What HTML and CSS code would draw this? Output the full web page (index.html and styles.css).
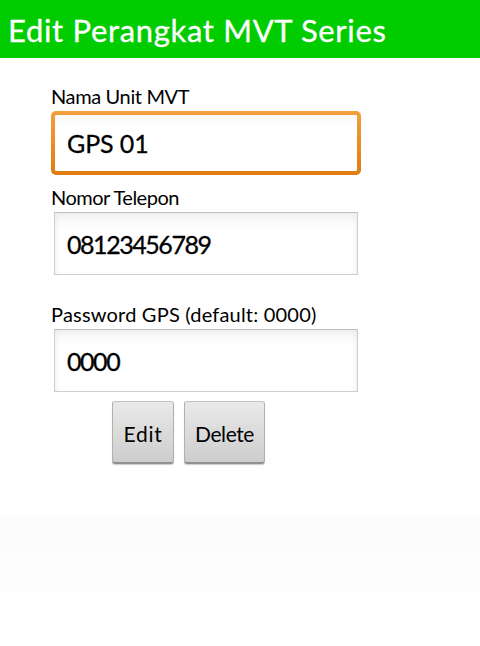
FILE: index.html
```
<!DOCTYPE html>
<html lang="id">
<head>
  <meta charset="UTF-8" />
  <meta name="viewport" content="width=device-width, initial-scale=1.0" />
  <title>Edit Perangkat MVT Series</title>
  <link rel="stylesheet" href="styles.css">
</head>
<body>
  <header class="title-bar">
    <h1>Edit Perangkat MVT Series</h1>
  </header>

  <form class="device-form">
    <div class="field focused">
      <label class="label-name" for="nama">Nama Unit MVT</label>
      <input class="input-name" type="text" id="nama" value="GPS 01">
    </div>
    <div class="field">
      <label class="label-phone" for="telepon">Nomor Telepon</label>
      <input type="text" id="telepon" value="08123456789">
    </div>
    <div class="field password">
      <label class="label-password" for="password">Password GPS (default: 0000)</label>
      <input type="text" id="password" value="0000">
    </div>
    <div class="buttons">
      <button class="btn-edit" type="button">Edit</button>
      <button class="btn-delete" type="button">Delete</button>
    </div>
  </form>

  <div class="bottom-panel"></div>
</body>
</html>
```

FILE: styles.css
```
* { box-sizing: border-box; }

body {
  margin: 0;
  min-height: 646px;
  display: flex;
  flex-direction: column;
  font-family: Lato, "Open Sans", sans-serif;
  background-color: #fff;
  color: #000;
}

.title-bar {
  height: 58px;
  padding: 0 8px;
  background-color: #00cc00;
  color: #fff;
}

h1 {
  margin: 0;
  font-size: 31px;
  font-weight: 400;
  line-height: 61px;
  letter-spacing: 0.67px;
  white-space: nowrap;
  -webkit-text-stroke: 0.3px;
}

.device-form {
  height: 458px;
  padding: 28px 0 0 51px;
}

.field {
  width: 310px;
  height: 101px;
}

.field.password {
  margin-top: 16px;
}

label {
  display: block;
  height: 25px;
  font-size: 20px;
  line-height: 21px;
  white-space: nowrap;
}

.label-name { letter-spacing: -0.37px; }
.label-phone { letter-spacing: -0.5px; }
.label-password { letter-spacing: 0.2px; }

input {
  display: block;
  width: 304px;
  height: 63px;
  margin: 0 3px;
  padding: 0 12px;
  border: 1px solid #cfcfcf;
  border-top-color: #bdbdbd;
  border-radius: 0;
  outline: none;
  background: linear-gradient(#f0f0f0, #fafafa 8px, #fff 18px);
  box-shadow: inset 4px 0 6px -4px #e8e8e8, inset -4px 0 6px -4px #e8e8e8;
  font-family: inherit;
  font-size: 25px;
  letter-spacing: -1.45px;
  color: #000;
  -webkit-text-stroke: 0.3px;
}

/* orange ring around the active input */
.focused input {
  width: 310px;
  height: 64px;
  margin: 0;
  padding: 0 12px;
  border: 4px solid transparent;
  border-radius: 5px;
  background:
    linear-gradient(#f8f8f8, #fff 14px) padding-box,
    linear-gradient(#f2a03c, #e07c10) border-box;
  box-shadow: none;
  letter-spacing: -0.1px;
}

.buttons {
  display: flex;
  gap: 10px;
  margin: -4px 0 0 61px;
}

.buttons button {
  height: 63px;
  padding: 2px 0 0;
  border: 1px solid #b0b0b0;
  border-top-color: #c4c4c4;
  border-bottom: 2px solid #909090;
  border-radius: 3px;
  background: linear-gradient(#e9e9e9, #cdcdcd);
  box-shadow: 0 1px 1px #ccc;
  font-family: inherit;
  font-size: 21px;
  color: #000;
}

.btn-edit {
  width: 62px;
  letter-spacing: 0.7px;
}

.btn-delete {
  width: 81px;
  letter-spacing: -0.4px;
}

.bottom-panel {
  flex: 1;
  background: linear-gradient(#fbfbfb, #fff 100px);
}
```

=====

Find all lines holding the string "index" and copy them.

| Finished answer |
What HTML and CSS code would draw this? Output the full web page (index.html and styles.css).
FILE: index.html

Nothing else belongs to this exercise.